In terms of board conduct, a good board member is willing to fit in before standing out. Getting on a good board is hard. You don’t have to try too hard to impress after you are on the board.

A good board member asks questions that furthers everyone’s understanding of a topic instead of going down rabbit holes that would be a better fit in an academic seminar as opposed to a board meeting. It is useful to have a board member take the lead on issues that fall within expertise and educates other board members in their specialty.

Groupthink:

A good board member is not afraid of gently challenging the CEO, should the need arise. Groupthink is a serious challenge in board members. A wonderful idea to combat groupthink is employed by good hedge funds: find a designated dissenter. That is, this year, Kevin’s job on the board is to argue the “con” case for every proposal (say a major acquisition). Next year, Sally is the designated dissenter. Such role playing makes it easier for directors to disassociate the person from the criticism. Failing which, specific directors get labeled as squeaky wheels and eventually get managed out.

Diplomacy:

A useful skill for a board member is the ability to synthesize feedback in a constructive way for the CEO to take the business forward. The job is as much about tact and diplomacy as it is about a functional expertise that you bring to the board.

How to get on a board?

A job you cannot apply for:

I often joke that it’s hard to get on a board of a public firm but it’s even hard to get off! Having said that, this is not a job you apply for because someone needs to nominate you. Someone who has seen you in action and likes how you conduct yourself in solving a business problem. So, network, network and network. Tell people that you would like to be on a board. Let successful board members know that you are on the market. Occasionally, these successful directors might pass on a referral your way as the same people tend to be asked again and again to be on different boards.

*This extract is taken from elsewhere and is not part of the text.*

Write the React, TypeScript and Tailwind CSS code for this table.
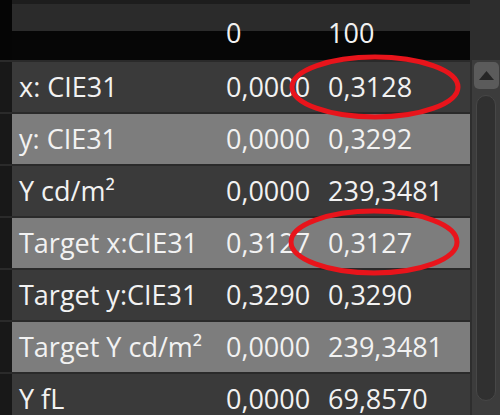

Are you passionate about the firm or its product?

Do your research and ask what you can offer and where can you make the biggest difference. Are you passionate about the product or the industry? The money per se is not enough to compensate you for your time. On the surface, $250,000 sounds like a lot of money for a few board meetings. But when you break down the math, you are effectively paid to travel and show up. A typical public company has six board meetings a year. That is three days each or 18 days in total. Assuming you are at work for 12 hours on those days, the company is paying you for 216 hours a year, on average. Your wage rate is at least $1,000 an hour if you are board-worthy. So, all that travel and meeting time adds up to $216,000. On top of that, a board member typically has no budget to hire her own staff, counsel or consultant. Many board decks can run into 200 pages. It is difficult enough to ask perceptive question, but it becomes even harder to do so if directors have not read the deck carefully.

Look for expertise and demographic gaps:

Target expertise and demographic gaps on boards you are interested in. The sad reality is that many board slots are somewhat formulaic. If the board has two women, the chances of a third woman getting on are low. If they have one Indian on the board, the chances of the second Indian getting on are low. Board appointments are usually incremental hole-filling exercises. They are looking for a particular profile, usually months ahead of time (e.g., a large private equity firm was looking for someone who can be on an audit committee and has experience in insurance, overseas businesses and someone who has built a business). Research these opportunities when you look for a fit with the firm.

In sum, being on a board can be a hugely rewarding experience. You will meet smart, committed people with diverse backgrounds and experience and you will learn a lot. But it can a job that can frustrate attempts to isolate the exact value that the board or a specific board member added to the firm. Regardless, proxy advisers and activists will judge your performance as a board member with very little or no information about the value you have added as a board member. This is partly because boards are opaque institutions. Boards, in general, would do well to share with investors and stakeholders more about how they themselves define success.